# anyone ride the trains in Portugal ?



## nerodog (Aug 10, 2008)

HI, never been to Portugal and wonder how the trains are... I realize they are not like the Swiss or French trains but are they worth looking into to get to Lisbon from Faro ? Air fare looks high and  wondered if anyone did this trip. Thanks.


----------



## Passepartout (Aug 11, 2008)

I, too will be watching this post. We are doing a TS on the Algarve in October and I've opted to fly into Lisbon, rent a car for the week and drive. I checked the Portuguese rail site, and found it can be viewed in English, though without knowledge of the names of the stations (not the towns) it was confusing. Once we are there, I'm considering using regional rail to go about the countryside but we are keeping the options open.

I can see that flying Lisboa/Faro would be expensive.
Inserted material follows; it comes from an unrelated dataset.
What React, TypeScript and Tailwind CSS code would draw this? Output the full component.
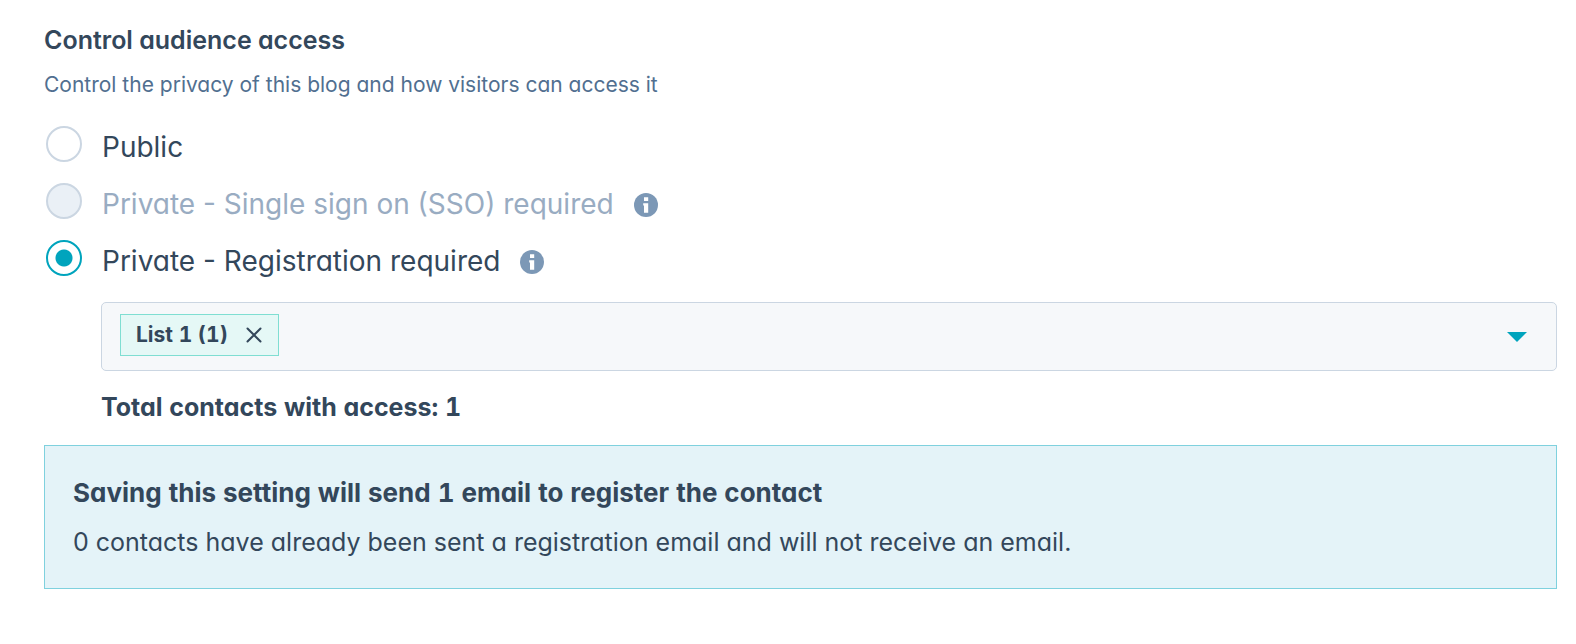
import { useState } from "react";

type AccessOption = {
  value: string;
  label: string;
  disabled?: boolean;
  help?: string;
};

const OPTIONS: AccessOption[] = [
  { value: "public", label: "Public" },
  {
    value: "sso",
    label: "Private - Single sign on (SSO) required",
    disabled: true,
    help: "About single sign on",
  },
  {
    value: "registration",
    label: "Private - Registration required",
    help: "About registration",
  },
];

function InfoIcon() {
  return (
    <svg viewBox="0 0 24 24" className="size-6" aria-hidden="true">
      <circle cx="12" cy="12" r="12" fill="#7c98b6" />
      <path d="M10 4.2h4.2v3.9H10zM9.2 10.3h5v9.5H10v-7.2h-.8z" fill="#fff" />
    </svg>
  );
}

function AccessRadio({
  option,
  checked,
  onSelect,
}: {
  option: AccessOption;
  checked: boolean;
  onSelect: () => void;
}) {
  const id = `access-${option.value}`;
  return (
    <div className="flex h-9 items-center">
      <input
        id={id}
        type="radio"
        name="audience-access"
        value={option.value}
        checked={checked}
        disabled={option.disabled}
        onChange={onSelect}
        className="ml-0.5 size-9 shrink-0 appearance-none rounded-full border-2 border-[#cbd6e2] bg-white checked:border-[#00a4bd] checked:bg-[radial-gradient(circle,#00a4bd_8px,#ffffff_9px)] disabled:bg-[#eaf0f6]"
      />
      <label
        htmlFor={id}
        className={
          option.disabled
            ? "pt-1.5 pl-5 text-[28px] leading-9 text-[#99acc2]"
            : "pt-1.5 pl-5 text-[28px] leading-9"
        }
      >
        {option.label}
      </label>
      {option.help && (
        <button type="button" aria-label={option.help} className="mt-2 ml-5">
          <InfoIcon />
        </button>
      )}
    </div>
  );
}

export default function App() {
  const [access, setAccess] = useState("registration");
  const [lists, setLists] = useState(["List 1 (1)"]);

  return (
    <main className="bg-white pt-6 pr-[19px] pb-12 pl-11 font-['Inter',sans-serif] text-[#33475b] [font-feature-settings:'cv11']">
      <fieldset>
        <legend className="text-[25px] leading-8 font-semibold">
          Control audience access
        </legend>
        <p className="mt-[13px] text-[21px] leading-8 text-[#516f90]">
          Control the privacy of this blog and how visitors can access it
        </p>
        <div className="mt-[25px] flex flex-col gap-[21px]">
          {OPTIONS.map((option) => (
            <AccessRadio
              key={option.value}
              option={option}
              checked={access === option.value}
              onSelect={() => setAccess(option.value)}
            />
          ))}
        </div>
      </fieldset>

      <div className="mt-[26px] ml-[57px] flex h-[69px] items-center rounded-[5px] border border-[#cbd6e2] bg-[#f6f8fa] pr-[29px] pl-[18px]">
        <div className="flex flex-1 gap-2">
          {lists.map((list) => (
            <span
              key={list}
              className="mb-1 flex h-[42px] items-center gap-[18px] border border-[#7fded2] bg-[#e5f8f6] pr-4 pl-[15px] text-[21px] font-bold tabular-nums"
            >
              {list}
              <button
                type="button"
                aria-label={`Remove ${list}`}
                onClick={() => setLists(lists.filter((l) => l !== list))}
              >
                <svg viewBox="0 0 16 16" className="size-4" aria-hidden="true">
                  <path
                    d="M1.5 1.5l13 13M14.5 1.5l-13 13"
                    stroke="#33475b"
                    strokeWidth="2"
                    strokeLinecap="round"
                    fill="none"
                  />
                </svg>
              </button>
            </span>
          ))}
        </div>
        <button type="button" aria-label="Choose lists">
          <svg viewBox="0 0 20 10" className="h-[10px] w-5" aria-hidden="true">
            <path d="M0 0h20L10 10z" fill="#00a4bd" />
          </svg>
        </button>
      </div>
      <p className="mt-5 ml-[57px] text-[25px] leading-8 font-bold tabular-nums">
        Total contacts with access: 1
      </p>

      <section className="mt-[22px] border border-[#7fd1de] bg-[#e4f3f8] px-7 pt-[31px] pb-[30px]">
        <h2 className="text-[26px] leading-8 font-bold tabular-nums">
          Saving this setting will send 1 email to register the contact
        </h2>
        <p className="mt-[17px] text-[25px] leading-8">
          0 contacts have already been sent a registration email and will not
          receive an email.
        </p>
      </section>
    </main>
  );
}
Only about 220 km and inside one country would give the local air carrier a blank check for rates.

Jim Ricks


----------



## beejaybeeohio (Aug 11, 2008)

*Also watching....*

We will be in the Algarve, arriving from a place still to be determined, but flying home from Lisbon.  I am thinking of flying from wherever to Lisbon, rather than Faro, if there will be a dropoff fee on the rental car.

But flying into Faro, renting & returning the car there, and then taking the train to Lisbon, might be a good option depending on Portugal's train service...


----------